考古学上の遺物・遺構,遺物の形状や大きさ,石器なら加工の状態,土器ならば文様,住居址なら柱穴や炉址などの付属施設といったように,あらゆる属性・特徴をできるだけ正確に測り,可能なかぎり客観的に図化・資料化する作業のこと。その成果を実測図という。(後略)〔大塚・戸沢編1996:140〕

次に,実測図です。

発掘調査で得られた遺構や遺物・土層などの位置・形状・相互関係に関する情報を図で記録したもの。遺跡・遺物がもつ情報を記録する方法には,記述・写真・実測図などがあり,これらの記録を通して遺跡情報が保存・公開される。したがって,実測図などの記録は常により客観的な基準や表現法によることが求められる。恣意的・独善的記録は情報を失うことにつながる。(中略)遺跡・遺構・遺物がもつ特徴をより適確に表現するために,各種実測図を駆使する必要がある。〔大塚・戸沢編1996:140〕

ここでは,「客観的」・「精確」ということがかなり強調されています。それは,この項目の執筆者が強く意識する実測の目的に由来するのでしょう。つまり,「これらの記録を通して遺跡情報が保存・公開される」という部分です。実測図の目的に「保存・公開」が挙げられるのは,この辞書ができるまでの日本の考古学史の反映でしょう。保護法のもと,行政(=市民に対するサービス機関)による遺跡調査が圧倒的多数となった現状を考えれば,調査成果は「保存・公開」につながらねばなりません。この辞書のタイトルに「最新」の名がついているだけのことはあります。

しかし,ここまでに見てきた実測に関する話から考えて,当初から実測図にそのような意味が与えられていたわけではない,すでに存在した実測という手法に,現在の埋文体制下で,そのような意味が新たに付け加わったのだ,ということは留意しておきたいところです。そして,それ以前に与えられていた意味は,この辞書の説明では省略されているようです。
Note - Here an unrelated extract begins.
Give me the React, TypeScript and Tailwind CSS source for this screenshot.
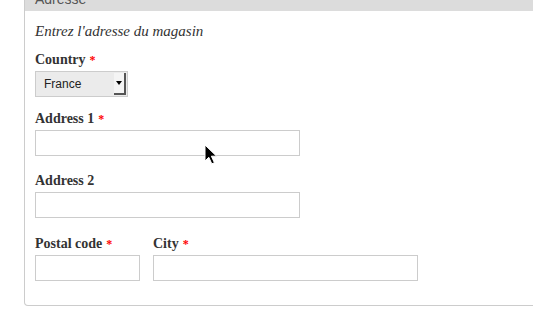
import type { ReactNode } from 'react'

const serif = "font-['Liberation_Serif','Times_New_Roman',serif]"

function Label({ children, req }: { children: ReactNode; req?: boolean }) {
  return (
    <div className={`${serif} text-[14px] font-bold text-[#333] leading-[14px] mb-[4px]`}>
      {children}
      {req && <span className="text-[#f00] text-[12px] ml-[4px]">*</span>}
    </div>
  )
}

function Field({ w }: { w: string }) {
  return <div className={`${w} h-[26px] border border-[#cccccc] bg-white`} />
}

function Cursor() {
  return (
    <svg className="absolute left-[204px] top-[144px]" width="15" height="21" viewBox="0 0 15 21">
      <path d="M1 1 L1 17 L4.8 13.3 L7.8 19.8 L10.4 18.7 L7.4 12.2 L12.6 12.2 Z" fill="#000" stroke="#fff" strokeWidth="1" strokeLinejoin="round" />
    </svg>
  )
}

export default function App() {
  return (
    <div className="relative w-[533px] h-[310px] bg-white overflow-hidden">
      <div className="ml-[24px] w-[520px] border border-t-0 border-[#cccccc] rounded-b-[4px]">
        <div className="h-[11px] bg-[#dcdcdc] overflow-hidden">
          <div className="mt-[-9px] ml-[10px] font-['Liberation_Sans',sans-serif] text-[14px] leading-[16px] text-[#555]">Adresse</div>
        </div>
        <div className="pl-[10px] pt-[11px] pb-[24px]">
          <div className={`${serif} italic text-[15px] leading-[18px] text-[#333] mb-[13px]`}>Entrez l'adresse du magasin</div>

          <Label req>Country</Label>
          <div className="w-[93px] h-[26px] flex items-center border border-[#cccccc] bg-[#ebebeb]">
            <span className="flex-1 pl-[8px] font-['Liberation_Sans',sans-serif] text-[12px] text-[#222]">France</span>
            <span className="w-[12px] h-[22px] mr-[1px] bg-[#f4f4f4] border-r-2 border-b-2 border-[#555] flex items-center justify-center">
              <svg width="6" height="4" viewBox="0 0 6 4"><path d="M0 0 H6 L3 4 Z" fill="#000" /></svg>
            </span>
          </div>

          <div className="mt-[15px]">
            <Label req>Address 1</Label>
            <Field w="w-[265px]" />
          </div>
          <div className="mt-[18px]">
            <Label>Address 2</Label>
            <Field w="w-[265px]" />
          </div>
          <div className="mt-[19px] flex gap-[13px]">
            <div>
              <Label req>Postal code</Label>
              <Field w="w-[105px]" />
            </div>
            <div>
              <Label req>City</Label>
              <Field w="w-[265px]" />
            </div>
          </div>
        </div>
      </div>
      <Cursor />
    </div>
  )
}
個人的には,「土器ならば文様」という割り切りに釈然としないものを感じますが,限られた紙数のためにこうなったのでしょう。気にしないで先に進むとしましょう。


辞書を読んでいるうちに,考古学の社会的地位の変動によって実測の意味づけが変わってきたことはわかりました(ついでに,考古学用語として「測量」と「実測」が分岐していくさまも見えてきました)。
それでは,実測図には何を描くべきなんでしょう。その「正確」さは,どんな正確さなんでしょうか。いまだ霧の晴れぬまま,このシリーズは続きます(続いてもしかたないような気もしてきましたが(^^;ゞ)。